Accelerating deployment of alternative-fuel trucks: The President is proposing a new tax incentive for commercial trucks that provides a credit for 50% of the incremental cost of a dedicated alternative-fuel truck, including trucks powered by natural gas or electricity, for a five-year period.  This incentive – paired with support through programs like the Energy Department’s National Clean Fleets Partnership, which provides technical assistance to large company fleets interested in moving toward vehicles that rely on little or no oil – will not only drive down domestic demand for oil, but also drive up demand for the sorts of vehicles built at Freightliner’s Mt.
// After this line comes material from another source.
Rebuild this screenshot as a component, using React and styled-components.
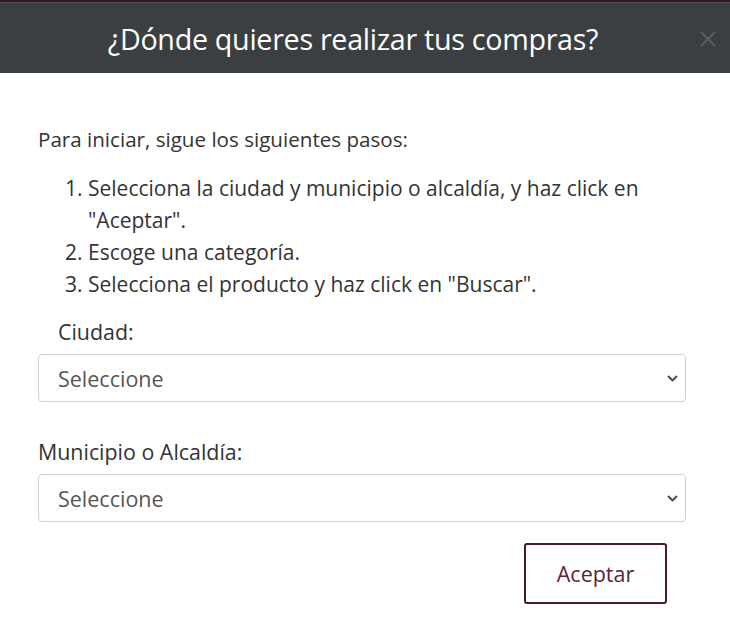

Holly Plant and, in turn, spur job creation in the American manufacturing sector.

Launching ‘EV Everywhere’, a clean energy grand challenge to make electric-powered vehicles as affordable and convenient as gasoline-powered vehicles for the average American family within a decade:    This national effort is the second in a series of Clean Energy Grand Challenges designed by the Department of Energy to bring together America’s best and brightest scientists, engineers, and businesses to work together to solve the most pressing energy technology challenges of our time.  EV Everywhere will enable companies in the U.S. to produce electric vehicles at lower cost, with an improved vehicle range and an increased fast-charging ability, so average American families will be able to own and drive an electric vehicle as affordable and convenient as today’s gasoline-powered vehicles.  The savings from using lower-cost electricity instead of gasoline, roughly $100 per month for the average driver, combined with the reduction of upfront vehicle cost, will lower energy costs for American consumers and businesses.  The President’s FY13 Budget includes $650 million to advance vehicle and battery technologies at the Energy Department, including investments that support this new grand challenge.  EV Everywhere will invest in breakthrough R&D for advanced batteries, electric drivetrain technologies, lightweight vehicle structures, and fast charging technology.